Não é de hoje a impressão de que Cláudio Assis faz quase o mesmo filme desde sua estreia com Amarelo Manga (2002). Já em 2011, quando estreou Febre do Rato, seu foco em peculiaridades/perversões sexuais e retratações “folclóricas” de situações de pobreza e degradação no interior ou na capital pernambucana já atingiam um ápice autorreferente. Em Piedade, seu quinto e mais recente filme, lançado no Festival de Brasília em 2019, essa sensação permanece. Mas enquanto nos seus primeiros filmes as situações mostradas tem aquela cara de exploração da realidade, parece haver aqui uma busca por um cinema mais evidentemente propositivo e, porque não, conciliador – algo que ele já havia ensaiado no desfecho de Big Jato (2016).

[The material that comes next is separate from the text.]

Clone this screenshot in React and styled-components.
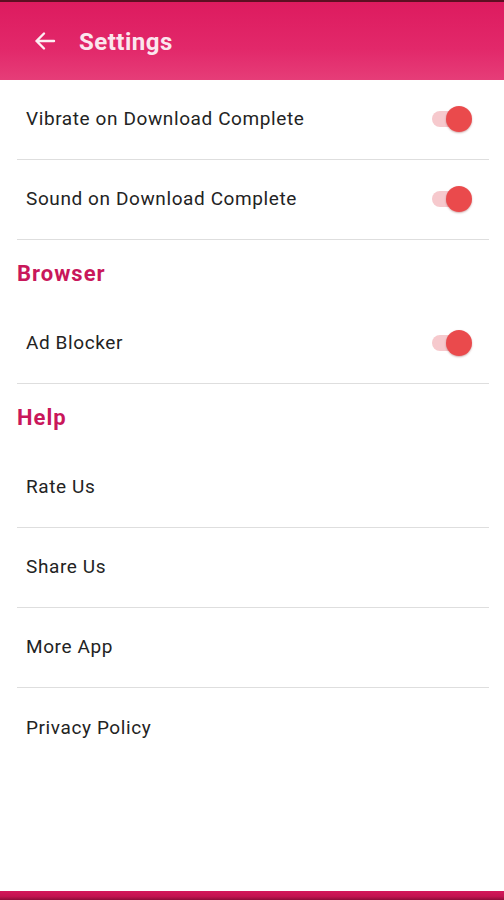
import React from "react";
import styled, { createGlobalStyle } from "styled-components";

const GlobalStyle = createGlobalStyle`
  html, body {
    margin: 0;
    padding: 0;
    background: #ffffff;
  }
  body {
    font-family: Roboto, "Noto Sans", "Liberation Sans", sans-serif;
  }
`;

const sections = [
  {
    title: null,
    items: [
      { label: "Vibrate on Download Complete", toggle: true },
      { label: "Sound on Download Complete", toggle: true },
    ],
  },
  {
    title: "Browser",
    items: [{ label: "Ad Blocker", toggle: true }],
  },
  {
    title: "Help",
    items: [
      { label: "Rate Us" },
      { label: "Share Us" },
      { label: "More App" },
      { label: "Privacy Policy", last: true },
    ],
  },
];

const BackArrow = () => (
  <svg width="24" height="24" viewBox="0 0 24 24" fill="none">
    <path
      d="M21 12H3.5M11 4.5L3.5 12L11 19.5"
      stroke="#fdeef3"
      strokeWidth="2.4"
      strokeLinecap="round"
      strokeLinejoin="round"
    />
  </svg>
);

const App = () => {
  return (
    <Page>
      <GlobalStyle />
      <StatusStrip />
      <Header>
        <BackButton>
          <BackArrow />
        </BackButton>
        <Title>Settings</Title>
      </Header>
      <List>
        {sections.map((section, i) => (
          <Section key={i}>
            {section.title && <SectionTitle>{section.title}</SectionTitle>}
            {section.items.map((item) => (
              <Row key={item.label} last={item.last}>
                <Label>{item.label}</Label>
                {item.toggle && (
                  <Switch>
                    <Track />
                    <Thumb />
                  </Switch>
                )}
              </Row>
            ))}
          </Section>
        ))}
      </List>
      <BottomBar />
    </Page>
  );
};

export default App;

const Page = styled.div`
  width: 504px;
  height: 900px;
  display: flex;
  flex-direction: column;
  background: #ffffff;
  overflow: hidden;
`;

const StatusStrip = styled.div`
  height: 2px;
  background: #5c0f22;
`;

const Header = styled.div`
  height: 78px;
  display: flex;
  align-items: center;
  padding-left: 33px;
  gap: 20px;
  background: linear-gradient(180deg, #dd1b5f 0%, #e2286a 60%, #e63d78 100%);
  box-sizing: border-box;
`;

const BackButton = styled.div`
  display: flex;
  align-items: center;
  width: 26px;
  height: 26px;
`;

const Title = styled.h1`
  margin: 0;
  padding-top: 2px;
  font-size: 24px;
  font-weight: 700;
  color: #fbe6ee;
  letter-spacing: 0.5px;
`;

const List = styled.div`
  flex: 1;
  display: flex;
  flex-direction: column;
  padding: 0 15px 0 17px;
`;

const Section = styled.div`
  display: flex;
  flex-direction: column;
`;

const SectionTitle = styled.div`
  height: 64px;
  display: flex;
  align-items: center;
  padding-top: 3px;
  box-sizing: border-box;
  font-size: 22px;
  font-weight: 700;
  letter-spacing: 1px;
  color: #c9175b;
`;

const Row = styled.div`
  height: 80px;
  display: flex;
  align-items: center;
  justify-content: space-between;
  padding: 0 17px 2px 9px;
  box-sizing: border-box;
  border-bottom: ${({ last }) => (last ? "none" : "1.5px solid #dedede")};
`;

const Label = styled.span`
  font-size: 19px;
  letter-spacing: 0.6px;
  color: #232323;
`;

const Switch = styled.div`
  position: relative;
  width: 40px;
  height: 28px;
  display: flex;
  align-items: center;
`;

const Track = styled.div`
  width: 34px;
  height: 16px;
  border-radius: 8px;
  background: #f6c9cd;
`;

const Thumb = styled.div`
  position: absolute;
  right: 0;
  top: 1px;
  width: 26px;
  height: 26px;
  border-radius: 50%;
  background: #ea4a4c;
  box-shadow: 0 1px 2px rgba(120, 20, 20, 0.35);
`;

const BottomBar = styled.div`
  height: 9px;
  background: linear-gradient(180deg, #d4175a 0%, #c3124f 60%, #8e0d3a 100%);
`;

Em Piedade acompanhamos um grupo de moradores de uma comunidade com o nome que dá título ao filme. A matriarca Dona Carminha (interpretada por Fernanda Montenegro) e seu filho mais velho Omar (Irandhir Santos), comandam o bar Paraíso do Mar, que se torna alvo de um empresário (Matheus Nachtergaele) de uma petroleira com interesse em comprar o terreno. Vem à tona a possibilidade de um filho desaparecido – e, nesse caso, herdeiro – retornar ao lar. Esse filho (Cauã Reymond), atualmente dono de um cinema pornô e totalmente desinformado do tal vínculo familiar, acaba sendo contatado pelo empresário, levando as histórias a se cruzarem irreversivelmente.
Apesar de não abandonar suas preferências por planos zenitais e por esse “voyeurismo underground” pré-calculado, Piedade pode ser seu filme de decupagem mais contida e eficiente até hoje. Ele preserva o realismo espontâneo da cena ao mesmo tempo em que a ação se resolve inteiramente dentro de um plano que está sempre se renovando. A coreografia das cenas às vezes é claramente difícil, mas nunca está lá pra chamar atenção e, sim, para manter o foco inteiramente nos atores – e como esses estão muito bem, acaba sendo é uma vantagem. Claro que não deixa de ser foçado colocar Reymond como pai de Gabriel Leone – e a insistência em gírias pernambucanas (só contar a quantidade de “vei” que sai da boca de Leone) não ajuda a tornar o texto mais verossímil.
Juntar a tradição de cinema naturalista do diretor com esse plot novelesco de filho perdido é algo que demora a ser digerido também. Mesmo porque uma dessas histórias nunca vai para frente e parece sempre existir em função de uma fraca criação de contexto (algo em que Aquarius, por exemplo, é uma aula). Já a parte do meio ambiente é suficientemente assumida em suas alegorias humanas e sociais e permeia organicamente diálogos e símbolos.
É nessa camada de protesto ambiental que Piedade se sai bastante funcional. O roteiro de Hilton Lacerda (colaborador antigo de Assis) apropriadamente relaciona a pegada sentimental da trama com essa ideia clássica de preservação do espaço. E os temas são naturalmente correlatos: proteger os seus, defender a natureza, reencontrar suas raízes. Tudo faz parte de um mesmo conjunto e a encenação entende bem essas relações e concebe alguns momentos contemplativos particularmente imersivos.
Não é como se o próprio Cláudio Assis de Big Jato já não estivesse falando de algumas dessas coisas, mas a mitificação das presenças de peso aqui (obviamente Fernanda carrega 75% disso) cria essa áurea de urgência e também de legado. E, não, Piedade não tem nem estofo o suficiente para segurar esse peso, até porque, mesmo com a direção mais contida, não parece se desafiar a ver a realidade sob uma ótica que não pareça aquela velha idealização de um naturalismo anos 2000. Falta, enfim, uma direção que olhe para esse mundo – o qual julga observar tão criticamente – não através de um retrovisor mas com pelo menos um par de óculos.